Tratto dalla storia vera di Mark Felt, The Silent Man (qui il trailer italiano ufficiale) racconta uno dei momenti più bui della storia americana: lo scandalo Watergate. Se in passato Tutti Gli Uomini del Presidente di Alan J. Pakula e Nixon di Oliver Stone hanno tentato di fare lo stesso dal punto di vista rispettivamente dei giornalisti e del controverso presidente, questa volta la storia si focalizza su una figura forse secondaria ma non meno significativa: Mark Felt.
Conosciuto con lo pseudonimo di Deep Throat – in italiano Gola Profonda –, Felt (qui interpretato da Liam Neeson) è infatti stato l’informatore di Bob Woodward e Carl Bernstein, i due reporter del The Washington Post che hanno svelato ai cittadini degli Stati Uniti i segreti del FBI, portando in pochi mesi all’accusa e alle successive dimissioni del presidente Nixon.
Biopic dal taglio estremamente tradizionale, The Silent Man alterna due differenti linee narrative. La prima, più propriamente storica, segue il dipanarsi dello scandalo Watergate e la lenta ma inesorabile presa di coscienza che ha portato Felt a decidere di collaborare con i cronisti d’assalto del quotidiano notoriamente anti-nixoniano (a tal proposito, si veda lo splendido The Post).
Questa prima parentesi narrativa non convince pienamente nell’effettiva messa in narrazione, che appare spesso eccessivamente lenta e incapace di offrire un ritmo adeguato. Il rischio dei biopic – almeno che tu non sia Steven Spielberg, Clint Eastwood o pochi altri – è generalmente proprio questo: non intrattenere.
The Silent Man recensione del biopic con Liam Neeson e Diane Lane
Nel corso dei momenti più discorsivi, lo spettatore potrebbe quindi non seguire pienamente i dettagli e le sfaccettature della storia, perdendosi in scambi di battute a tratti farraginosi e poco coinvolgenti.

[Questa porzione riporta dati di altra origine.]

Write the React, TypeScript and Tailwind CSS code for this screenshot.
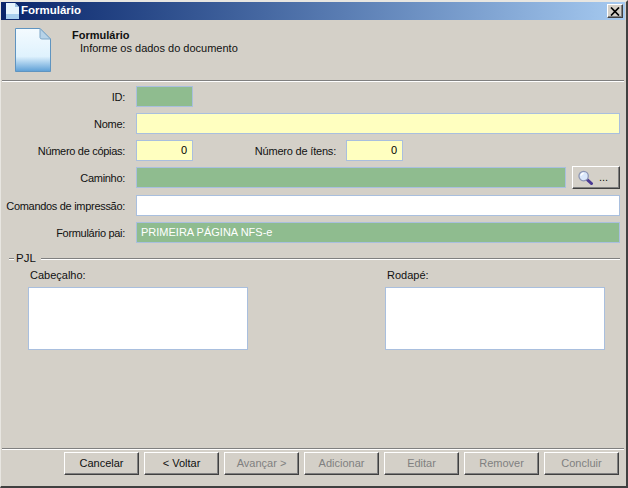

Parallelamente, è comunque indubbio che la ricostruzione storica appaia esaustiva ed accurata, sia da un punto di vista narrativa che visivo.
Ben riuscita è pertanto la messa in scena che, nonostante qualche accento forse eccessivamente kitch, rispecchia lo stile dell’epoca, che non può dirsi anacronistico. Gli elementi scenografici, accostati alla sapiente fotografia, comprovano il buon taglio semi-autoriale del regista Peter Landesman, che almeno nell’estetica non ha nulla da invidiare ad alcuni suoi colleghi.
La seconda linea narrativa si focalizza invece sulla vita privata di Mark Felt, raccontata alla luce del delicato rapporto con la moglie Audrey (Diane Lane) e di quello molto più complicato con la figlia Joan (Maika Monroe). Paradossalmente, se la parte storica appare come si è detto troppo lenta, questa invece risulta superficiale e sbrigativa. Le due donne potevano infatti essere caratterizzate più intimamente, così da favorire anche un maggior equilibrio tra i due registri.
Un ultimo appunto deve essere necessariamente fatto nei confronti del cast: se da un lato il fascino e la bravura di Diane Lane riescono in poche scene ad ammaliare lo spettatore, ciò non succede con il protagonista Liam Neeson che, pur non offrendo una perfomance deprecabile, non riesce a colpire il pubblico.